The immediate cause of Civil War was the Confederate attack on Fort Sumter, April 12, 1861, followed by the Confederate Declaration of War on the United States, May 6, 1861.
Neither of those had anything to do, directly, with slavery.

But slavery was an important part of the "mix" from beginning to end -- from Confederate "Reasons for Secession" documents to Union "Contraband of War" laws, to the Emancipation Proclamation to the 13th Amendment.
So claims that try to minimize the role of slavery are a-historical.

servantboy777: "In fact, the overwhelming majority of those brave and honorable men fighting for the cause of the South were too damn poor to own slaves.
So, what was it they were fighting to preserve?"

The usual estimate going back to Civil War times is that about 25% of Confederate soldiers came from slaveholding families. Units from the Deep South had more slaveholders, those from Upper South & Border States had fewer.
One problem with even this 25% estimate is that very few Confederate soldiers came from regions in the Confederacy with few to no slaves. Such regions typically supported the Union cause.

So even when Confederate soldiers did not themselves own slaves, most had family members and close neighbors who did own slaves and whose "way of life" depended on slavery.
So those soldiers felt a vested interest in their "peculiar institution" beyond simply their need to defend their homeland.

servantboy777: "Because of revisionism, most do not realize the so called great emancipator Lincoln” before the war and the great Northern general Grant after the war both sought to recolonizing the negro back to Afrika, Caribbean and Puerto Rico.
They believed the negro would likely not assimilate into American society."

The word for that is "recolonization" and it was official US government policy, supported by many Presidents and state governments beginning around 1820.
From roughly 1820 until the Civil War, huge sums of money were appropriated by the Federal government and state governments to support "recolonizing" freed slaves to, primarily, Liberia in Africa.

The results were always disappointing -- the numbers who volunteered to go were few, and most of them died within a few years of arriving in Africa, or elsewhere.
But the efforts continued and did not end until Lincoln's much larger projects failed on a larger scale.
And by then African-American leaders were telling their government they didn't want to "recolonize" Africa, rather they wanted full citizenship in the United States.

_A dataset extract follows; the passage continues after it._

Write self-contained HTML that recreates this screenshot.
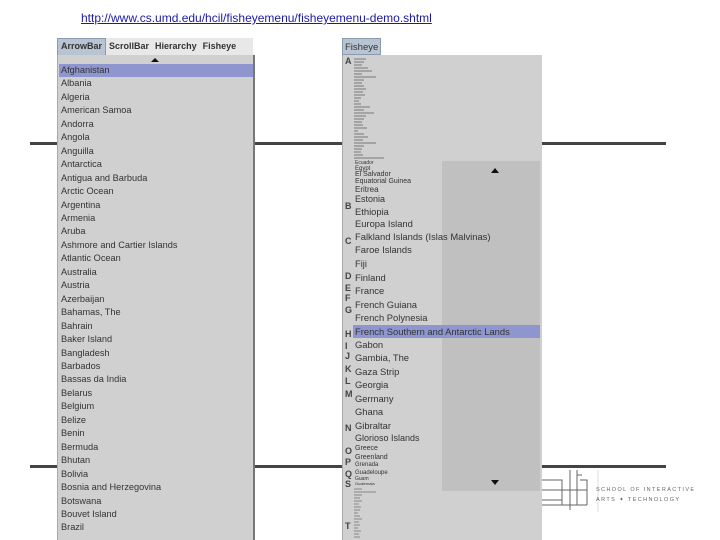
<!DOCTYPE html>
<html><head><meta charset="utf-8"><style>
body{margin:0;width:720px;height:540px;overflow:hidden;background:#fff;position:relative;font-family:"Liberation Sans",sans-serif}
.a{position:absolute}
.hl{position:absolute;height:3px;background:#444}
#url{left:81px;top:11px;font-size:12px;color:#1a1aaa;text-decoration:underline}
#lp{left:57px;top:55px;width:195px;height:485px;background:#d0d0d0;border-left:1px solid #aaa;border-right:2px solid #777}
#tabs{left:57px;top:38px;width:196px;height:17px;background:#e8e8e8;font-size:9px;font-weight:bold;color:#333;white-space:nowrap}
#tabs span{display:inline-block;padding:3px 3px 0 3px;height:14px}
.list{position:absolute;left:3px;top:9px;font-size:9.2px;line-height:13.45px;color:#333}
#rp{left:342px;top:55px;width:199px;height:485px;background:#d0d0d0;border-left:1px solid #aaa}
#rtab{left:342px;top:38px;width:39px;height:17px;background:#b8c4d2;border:1px solid #8a9ab0;font-size:9.5px;color:#333;padding:3px 0 0 2px;box-sizing:border-box}
#sb{left:442px;top:161px;width:98px;height:330px;background:#c0c0c0}
.it{position:absolute;left:355px;color:#333;white-space:nowrap;line-height:1}
.lt{position:absolute;left:345px;font-size:9px;font-weight:bold;color:#444;line-height:1}
</style></head><body>
<div class="a" id="url">http://www.cs.umd.edu/hcil/fisheyemenu/fisheyemenu-demo.shtml</div>
<div class="hl" style="left:30px;top:142px;width:636px"></div>
<div class="hl" style="left:30px;top:465px;width:636px"></div>

<div class="a" id="tabs"><span style="background:#b8c4d2;border:1px solid #8a9ab0;height:14px;padding-top:2px">ArrowBar</span><span>ScrollBar</span><span>Hierarchy</span><span>Fisheye</span></div>
<div class="a" id="lp">
<div class="a" style="left:93px;top:3px;width:0;height:0;border-left:4px solid transparent;border-right:4px solid transparent;border-bottom:4px solid #111"></div>
<div class="a" style="left:1px;top:9px;width:194px;height:13px;background:#8f96cf"></div>
<div class="list">Afghanistan<br>Albania<br>Algeria<br>American Samoa<br>Andorra<br>Angola<br>Anguilla<br>Antarctica<br>Antigua and Barbuda<br>Arctic Ocean<br>Argentina<br>Armenia<br>Aruba<br>Ashmore and Cartier Islands<br>Atlantic Ocean<br>Australia<br>Austria<br>Azerbaijan<br>Bahamas, The<br>Bahrain<br>Baker Island<br>Bangladesh<br>Barbados<br>Bassas da India<br>Belarus<br>Belgium<br>Belize<br>Benin<br>Bermuda<br>Bhutan<br>Bolivia<br>Bosnia and Herzegovina<br>Botswana<br>Bouvet Island<br>Brazil</div>
</div>

<div class="a" id="rtab">Fisheye</div>
<div class="a" id="rp"></div>
<div class="a" id="sb"></div>
<div class="a" style="left:491px;top:168px;border-left:4px solid transparent;border-right:4px solid transparent;border-bottom:5px solid #111"></div>
<div class="a" style="left:491px;top:480px;border-left:4px solid transparent;border-right:4px solid transparent;border-top:5px solid #111"></div>
<div class="a" style="left:353px;top:325px;width:187px;height:13px;background:#8f96cf"></div>
<svg class="a" style="left:354px;top:57px" width="40" height="104"><g stroke="#777" stroke-width="1">
<line x1="0" y1="2" x2="12" y2="2"/><line x1="0" y1="5" x2="10" y2="5"/><line x1="0" y1="8" x2="8" y2="8"/><line x1="0" y1="11" x2="14" y2="11"/><line x1="0" y1="14" x2="18" y2="14"/><line x1="0" y1="17" x2="8" y2="17"/><line x1="0" y1="20" x2="22" y2="20"/><line x1="0" y1="23" x2="10" y2="23"/><line x1="0" y1="26" x2="8" y2="26"/><line x1="0" y1="29" x2="10" y2="29"/><line x1="0" y1="32" x2="12" y2="32"/><line x1="0" y1="35" x2="9" y2="35"/><line x1="0" y1="38" x2="11" y2="38"/><line x1="0" y1="41" x2="7" y2="41"/><line x1="0" y1="44" x2="5" y2="44"/><line x1="0" y1="47" x2="7" y2="47"/><line x1="0" y1="50" x2="16" y2="50"/><line x1="0" y1="53" x2="10" y2="53"/><line x1="0" y1="56" x2="20" y2="56"/><line x1="0" y1="59" x2="12" y2="59"/><line x1="0" y1="62" x2="10" y2="62"/><line x1="0" y1="65" x2="8" y2="65"/><line x1="0" y1="68" x2="9" y2="68"/><line x1="0" y1="71" x2="13" y2="71"/><line x1="0" y1="74" x2="4" y2="74"/><line x1="0" y1="77" x2="10" y2="77"/><line x1="0" y1="80" x2="14" y2="80"/><line x1="0" y1="83" x2="9" y2="83"/><line x1="0" y1="86" x2="22" y2="86"/><line x1="0" y1="89" x2="10" y2="89"/><line x1="0" y1="92" x2="8" y2="92"/><line x1="0" y1="95" x2="7" y2="95"/><line x1="0" y1="98" x2="9" y2="98"/><line x1="0" y1="101" x2="30" y2="101"/></g></svg>
<div class="it" style="top:161px;font-size:5px">Ecuador</div>
<div class="it" style="top:166px;font-size:6px">Egypt</div>
<div class="it" style="top:171px;font-size:7px">El Salvador</div>
<div class="it" style="top:178px;font-size:7px">Equatorial Guinea</div>
<div class="it" style="top:186px;font-size:8px">Eritrea</div>
<div class="it" style="top:195px;font-size:9px">Estonia</div>
<div class="it" style="top:207px;font-size:9.4px">Ethiopia</div>
<div class="it" style="top:219px;font-size:9.4px">Europa Island</div>
<div class="it" style="top:232px;font-size:9.4px">Falkland Islands (Islas Malvinas)</div>
<div class="it" style="top:245px;font-size:9.4px">Faroe Islands</div>
<div class="it" style="top:259px;font-size:9.4px">Fiji</div>
<div class="it" style="top:273px;font-size:9.4px">Finland</div>
<div class="it" style="top:286px;font-size:9.4px">France</div>
<div class="it" style="top:300px;font-size:9.4px">French Guiana</div>
<div class="it" style="top:313px;font-size:9.4px">French Polynesia</div>
<div class="it" style="top:327px;font-size:9.4px">French Southern and Antarctic Lands</div>
<div class="it" style="top:340px;font-size:9.4px">Gabon</div>
<div class="it" style="top:353px;font-size:9.4px">Gambia, The</div>
<div class="it" style="top:367px;font-size:9.4px">Gaza Strip</div>
<div class="it" style="top:380px;font-size:9.4px">Georgia</div>
<div class="it" style="top:394px;font-size:9.4px">Germany</div>
<div class="it" style="top:407px;font-size:9.4px">Ghana</div>
<div class="it" style="top:421px;font-size:9.4px">Gibraltar</div>
<div class="it" style="top:434px;font-size:9px">Glorioso Islands</div>
<div class="it" style="top:445px;font-size:7px">Greece</div>
<div class="it" style="top:454px;font-size:7px">Greenland</div>
<div class="it" style="top:462px;font-size:6px">Grenada</div>
<div class="it" style="top:470px;font-size:6px">Guadeloupe</div>
<div class="it" style="top:477px;font-size:5px">Guam</div>
<div class="it" style="top:482px;font-size:4px">Guatemala</div>
<svg class="a" style="left:354px;top:488px" width="40" height="52"><g stroke="#888" stroke-width="1">
<line x1="0" y1="1" x2="8" y2="1"/><line x1="0" y1="4" x2="22" y2="4"/><line x1="0" y1="7" x2="8" y2="7"/><line x1="0" y1="10" x2="6" y2="10"/><line x1="0" y1="13" x2="8" y2="13"/><line x1="0" y1="16" x2="5" y2="16"/><line x1="0" y1="19" x2="7" y2="19"/><line x1="0" y1="22" x2="6" y2="22"/><line x1="0" y1="25" x2="4" y2="25"/><line x1="0" y1="28" x2="6" y2="28"/><line x1="0" y1="31" x2="8" y2="31"/><line x1="0" y1="34" x2="5" y2="34"/><line x1="0" y1="37" x2="6" y2="37"/><line x1="0" y1="40" x2="4" y2="40"/><line x1="0" y1="43" x2="7" y2="43"/><line x1="0" y1="46" x2="5" y2="46"/><line x1="0" y1="49" x2="6" y2="49"/></g></svg>
<div class="lt" style="top:57px">A</div><div class="lt" style="top:202px">B</div><div class="lt" style="top:237px">C</div>
<div class="lt" style="top:272px">D</div><div class="lt" style="top:284px">E</div><div class="lt" style="top:294px">F</div>
<div class="lt" style="top:306px">G</div><div class="lt" style="top:330px">H</div><div class="lt" style="top:342px">I</div>
<div class="lt" style="top:352px">J</div><div class="lt" style="top:365px">K</div><div class="lt" style="top:377px">L</div>
<div class="lt" style="top:390px">M</div><div class="lt" style="top:424px">N</div><div class="lt" style="top:447px">O</div>
<div class="lt" style="top:458px">P</div><div class="lt" style="top:470px">Q</div><div class="lt" style="top:480px">S</div>
<div class="lt" style="top:522px">T</div>

<svg class="a" style="left:542px;top:470px" width="60" height="45"><g stroke="#666" stroke-width="1" fill="none">
<path d="M0 10H20V30H0"/><path d="M0 20H45"/><path d="M20 10V35"/><path d="M28 0V40"/><path d="M35 0V35"/><path d="M35 5H40"/><path d="M38 10H45V35"/><path d="M0 35H45"/></g>
<line x1="56" y1="0" x2="56" y2="42" stroke="#ddd"/></svg>
<div class="a" style="left:596px;top:487px;font-size:5.5px;letter-spacing:1.4px;color:#666">SCHOOL OF INTERACTIVE</div>
<div class="a" style="left:596px;top:497px;font-size:5.5px;letter-spacing:1.4px;color:#666">ARTS ✦ TECHNOLOGY</div>
</body></html>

And so that's just what happened, eventually.

servantboy777: "Furthermore, Lincoln himself wrote to newspaper editor Horace Greeley his intentions regarding the war of Northern aggression. Preserve the Union at all costs. Freed slaves or NOT."

What Lincoln actually did in office was free as many slaves as he believed he lawfully could, beginning with compensated emancipation in Washington, DC, and "Contraband of War" confiscations, progressing to the much larger Emancipation Proclamation and then the 13th Amendment.

servantboy777: "Most do not realize that at one point, there were more white slaves than black."

But no white "slaves" in North America ever endured the degradation of permanent inherited chattel slavery based solely on their race.
The typical "white slave" was an indentured servant who had contracted for a period of years to work off their debts.
The other major category were convicted prisoners serving long sentences, to be freed if they survived their term.

servantboy777: "It was the black man who first sold the black man into slavery."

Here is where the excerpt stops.